If the block is attached to the spring, then the spring will extend - taking care of Spinnor's objection that the model answer is slower than what you'd get without the spring.

6. Nov 11, 2012

### haruspex

"The block on the table is pushed towards a spring ..."
I read that as implying it is not attached.

7. Nov 12, 2012

### eonden

Yes, I also consider that the mass is not attached to the spring as you push the mass towards it.
Harupex, you are right, that is why I only consider the spring in the first stage, as it's pushing forwards.
Simon, I consider the height 0 when the spring is compressed, so that the potential energy in the moment 1 is 0.

8. Nov 12, 2012

### Simon Bridge

@eonden: in which case, the spring releases all it's energy to the motion.
want to check:
Code (Text):
octave:102> m1=6;
octave:103> m2=4;
octave:104> f=0.2;
octave:105> k=60;
octave:106> L=0.3;
octave:107> h=0.4;
octave:108> g=9.8;
octave:109> v=sqrt( (2*m2*g*h + k*L^2 - 2*f*m1*g*h)/(m1+m2) )
v =  1.6538
octave:110> v=sqrt( (2*m2*g*h + k*L^2 - 2*f*m1*g*h-k*(h-L)^2)/(m1+m2) )
v =  1.6356
... doing it both ways.
We see that allowing the spring to be attached does not account for the lower speed in the model answer: it only removes 0.3J from the energy.
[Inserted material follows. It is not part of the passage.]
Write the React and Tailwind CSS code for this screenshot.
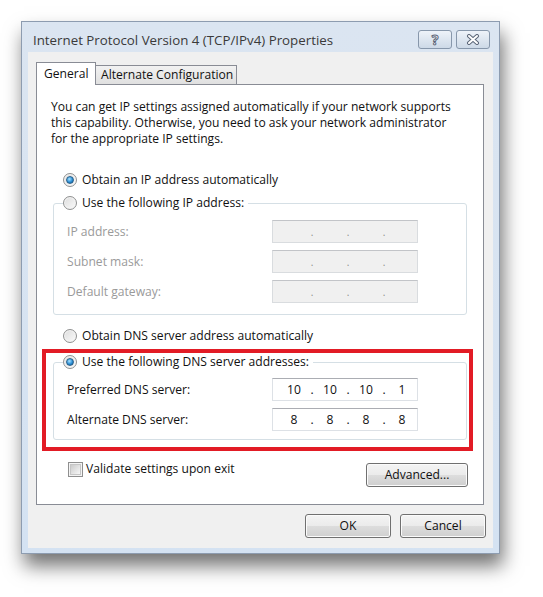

This suggests that either the model answer is incorrect or there is a factor of 3 missing in the denominator (or something else going on that has yet to be mentioned). Did we miss a x3 or a x0.3 someplace?

9. Nov 12, 2012

### haruspex

I agree, the answer must be at least 1.6. Even if we remove the spring it gives about 1.5.
It did occur to me that we're not told the string is horizontal from pulley to block on table, but if it's not then we're missing other vital info.
Btw, in a proper general treatment, it would be important to check that the spring is not so powerful as to make the string go slack initially (it isn't). Were it so there'd be an impulse to consider.

10. Nov 12, 2012

### Simon Bridge

I suppose we could work it backwards and find out what the energy discrepancy is ... but it is probably faster for OP to take this result to others doing the same problem - and the teacher.